= Revolt (ballet) =

Revolt, initially called Danse, was a modern dance solo choreographed by Martha Graham to music by Arthur Honegger. It premiered with the original title on October 16, 1927, at the Little Theatre in New York City. By February 1928 it appeared in programs as Revolt.

Other works at the premiere were Choral; Adagio (from second Suite); Scherzo, Op. 16 No.2; Tanzstück; Deux Valses; Five Poems; Tanagra; Esquisse Antique; Lucrezia; Alt-Wein; La Cancion; Ronde; Two Poems of the East and Baal Shem. Graham performed with her small company of dancers: Evelyn Sabin, Betty MacDonald and Rosina Savelli.

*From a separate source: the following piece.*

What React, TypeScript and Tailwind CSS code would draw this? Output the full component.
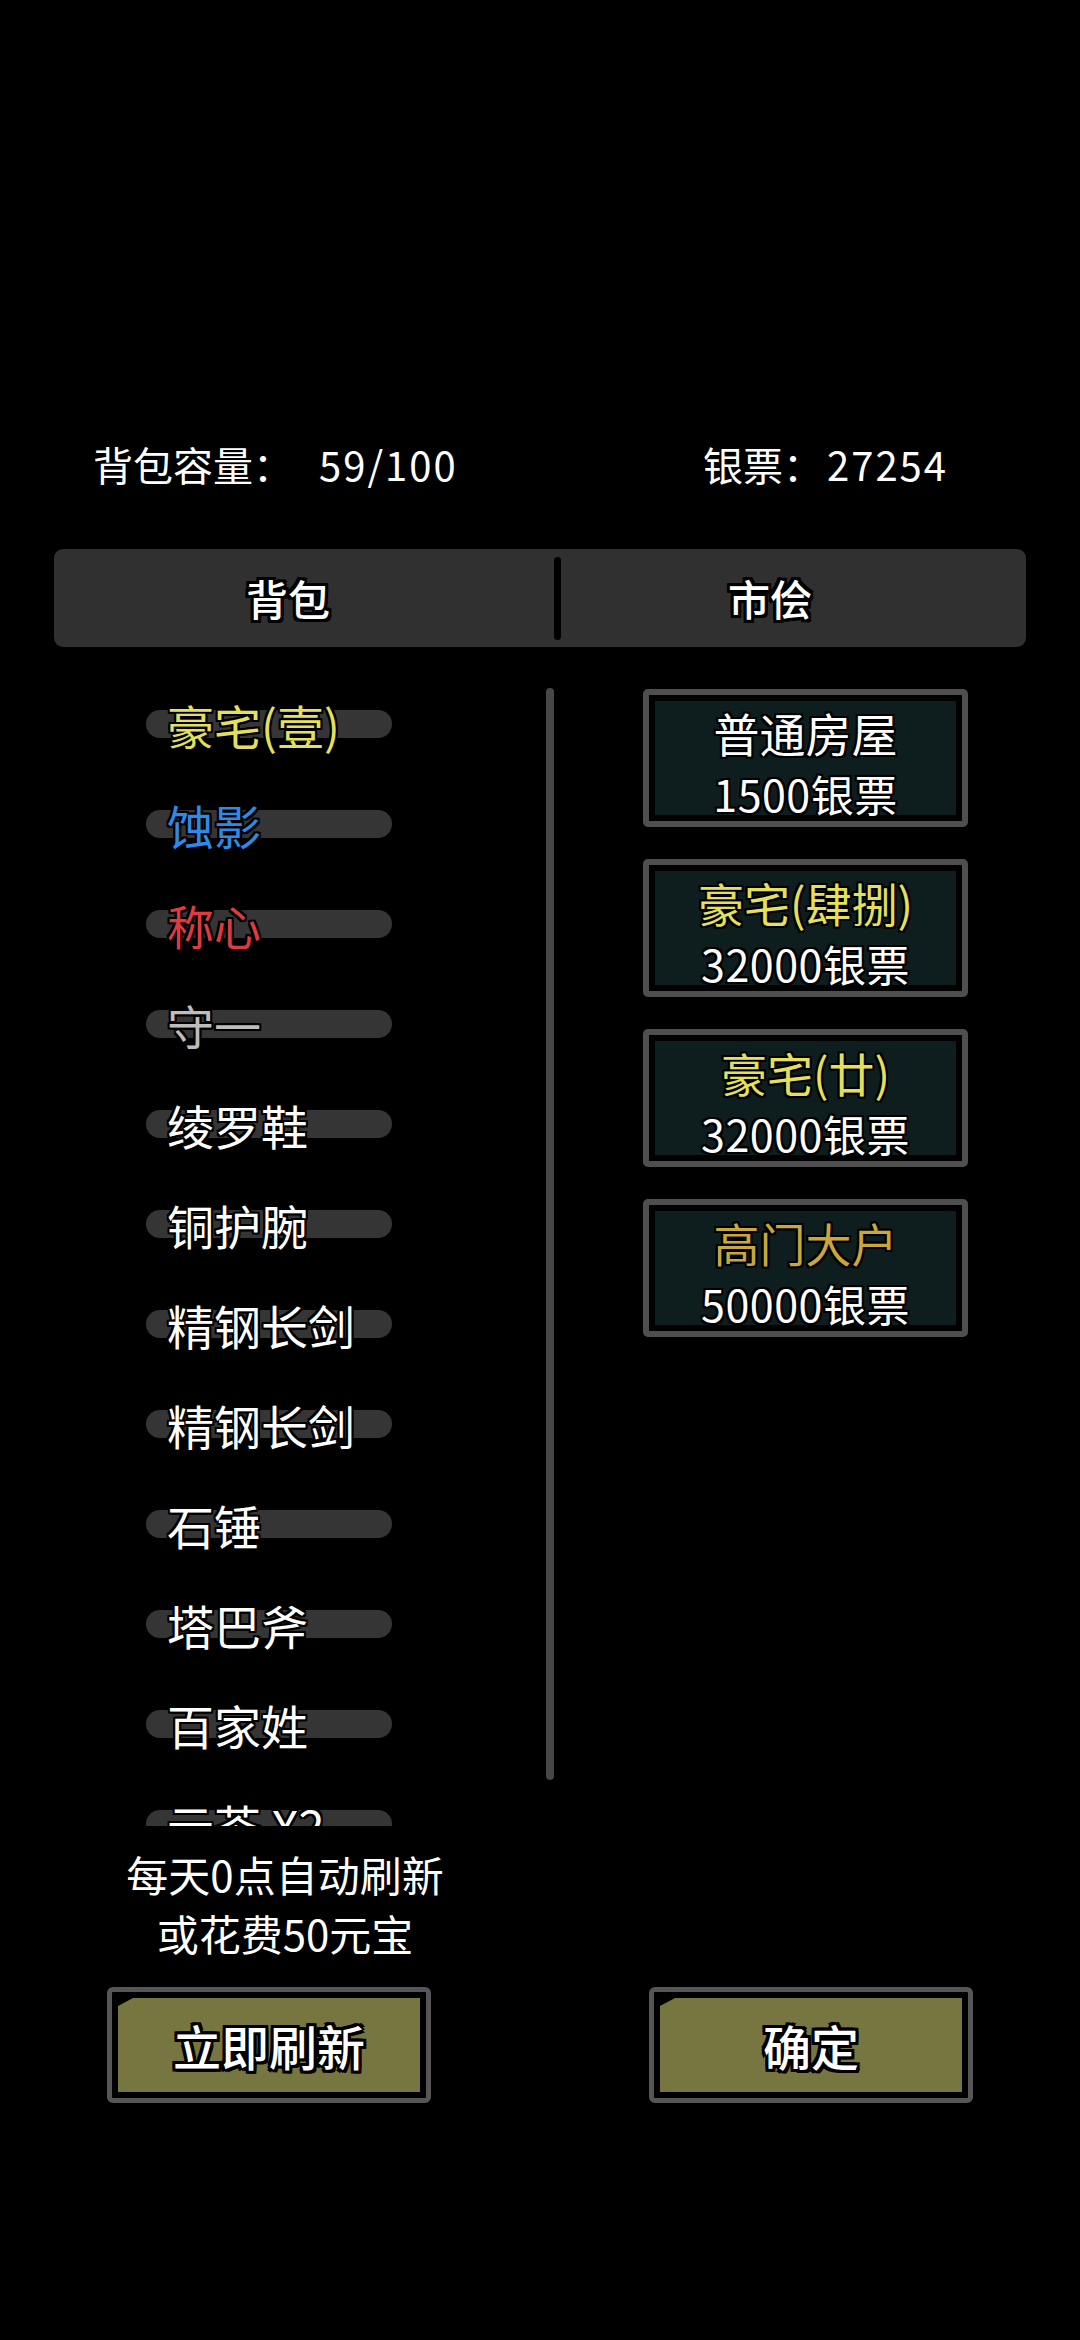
import React from 'react'

const outline =
  '[text-shadow:-2px_-2px_0_#000,0_-2px_0_#000,2px_-2px_0_#000,2px_0_0_#000,2px_2px_0_#000,0_2px_0_#000,-2px_2px_0_#000,-2px_0_0_#000]'
const outlineThick =
  '[text-shadow:-3px_-3px_0_#000,0_-3px_0_#000,3px_-3px_0_#000,3px_0_0_#000,3px_3px_0_#000,0_3px_0_#000,-3px_3px_0_#000,-3px_0_0_#000,-2px_-3px_0_#000,2px_3px_0_#000]'

const bagItems = [
  { name: '豪宅(壹)', color: 'text-[#e4e05c]' },
  { name: '蚀影', color: 'text-[#2e8ae6]' },
  { name: '称心', color: 'text-[#df3a40]' },
  { name: '守一', color: 'text-[#bdbdbd]' },
  { name: '绫罗鞋', color: 'text-white' },
  { name: '铜护腕', color: 'text-white' },
  { name: '精钢长剑', color: 'text-white' },
  { name: '精钢长剑', color: 'text-white' },
  { name: '石锤', color: 'text-white' },
  { name: '塔巴斧', color: 'text-white' },
  { name: '百家姓', color: 'text-white' },
  { name: '云苓 X2', color: 'text-white' },
]

const shopItems = [
  { name: '普通房屋', price: '1500银票', color: 'text-white' },
  { name: '豪宅(肆捌)', price: '32000银票', color: 'text-[#e4e05c]' },
  { name: '豪宅(廿)', price: '32000银票', color: 'text-[#e4e05c]' },
  { name: '高门大户', price: '50000银票', color: 'text-[#c9a73c]' },
]

function BagRow({ name, color }: { name: string; color: string }) {
  return (
    <div className="grid h-[100px] shrink-0 items-center">
      <div className="col-start-1 row-start-1 ml-[92px] h-[28px] w-[246px] rounded-full bg-[#353535]" />
      <div className={`col-start-1 row-start-1 ml-[113px] text-[47px] leading-none ${color} ${outline}`}>
        {name}
      </div>
    </div>
  )
}

function ShopCard({ name, price, color }: { name: string; price: string; color: string }) {
  return (
    <div className="h-[138px] w-[325px] rounded-[5px] border-[6px] border-[#4f4f4f] bg-black p-[6px]">
      <div className="flex h-[114px] flex-col items-center bg-[#0e1d1d] pt-[9px]">
        <div className={`h-[44px] text-[46px] leading-[44px] ${color} ${outline}`}>{name}</div>
        <div className={`mt-[19px] h-[40px] text-[43px] leading-[40px] tracking-[0.5px] text-white ${outline}`}>{price}</div>
      </div>
    </div>
  )
}

function OliveButton({ label, className }: { label: string; className: string }) {
  return (
    <div className={`h-[116px] w-[324px] rounded-[6px] border-[5px] border-[#565656] bg-black p-[6px] ${className}`}>
      <div className="flex h-full w-full items-center justify-center bg-[#777540] [clip-path:polygon(15px_0,100%_0,100%_100%,0_100%,0_8px)]">
        <span className={`text-[48px] font-medium leading-none text-white ${outlineThick}`}>{label}</span>
      </div>
    </div>
  )
}

export default function App() {
  return (
    <div className="h-[2340px] w-[1080px] overflow-hidden bg-black font-['Noto_Sans_CJK_SC','Noto_Sans',sans-serif] text-white">
      <div className="h-[444px]" />

      {/* capacity / silver */}
      <div className="flex h-[40px] items-center text-[40px] leading-none">
        <div className="ml-[93px] flex w-[610px]">
          <span>背包容量：</span>
          <span className="ml-[26px] tracking-[2px]">59/100</span>
        </div>
        <div className="flex">
          <span>银票：</span>
          <span className="ml-[4px] tracking-[2px]">27254</span>
        </div>
      </div>

      {/* tabs */}
      <div className="mx-[54px] mt-[65px] flex h-[98px] items-center rounded-[9px] bg-[#303030]">
        <div className={`flex w-[500px] justify-center pr-[32px] text-[42px] font-medium leading-none ${outlineThick}`}>背包</div>
        <div className="h-[83px] w-[7px] rounded-full bg-black" />
        <div className={`flex flex-1 justify-center pr-[47px] text-[42px] font-medium leading-none ${outlineThick}`}>市侩</div>
      </div>

      {/* lists */}
      <div className="mt-[27px] flex h-[1152px]">
        <div className="ml-[54px] flex h-[1152px] w-[492px] flex-col overflow-hidden">
          {bagItems.map((item, i) => (
            <BagRow key={i} name={item.name} color={item.color} />
          ))}
        </div>
        <div className="mt-[14px] h-[1092px] w-[8px] rounded-full bg-[#474747]" />
        <div className="ml-[89px] flex flex-col gap-[32px] pt-[15px]">
          {shopItems.map((item, i) => (
            <ShopCard key={i} name={item.name} price={item.price} color={item.color} />
          ))}
        </div>
      </div>

      {/* refresh note */}
      <div className="ml-[54px] mt-[18px] w-[462px] text-center text-[42px] leading-[59px]">
        <div>每天0点自动刷新</div>
        <div>或花费50元宝</div>
      </div>

      {/* buttons */}
      <div className="mt-[25px] flex">
        <OliveButton label="立即刷新" className="ml-[107px]" />
        <OliveButton label="确定" className="ml-[218px]" />
      </div>
    </div>
  )
}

The New York Herald Tribunes reviewer wrote of the debut, "Many of the numbers were new, several of them were really beautiful, most of them were interesting, and one or two significant, for example Honneger's Danse.

Although it did not advocate a particular party line, Revolt was Graham's first piece of social commentary. Biographer and longtime friend Agnes de Mille said, "She was speaking for the individual, for the outraged spirit, for her own spirit, in fact...She would not accept formulae."

Dance Magazines critic noted, "To Honegger's mad music she was significant as a typical product of modern industry - a down trodden, agonized soul, trying in vain to free itself from the tremendous power that is crushing it to earth. This was done most effectively." The reviewer added the work "was the highlight of the whole program."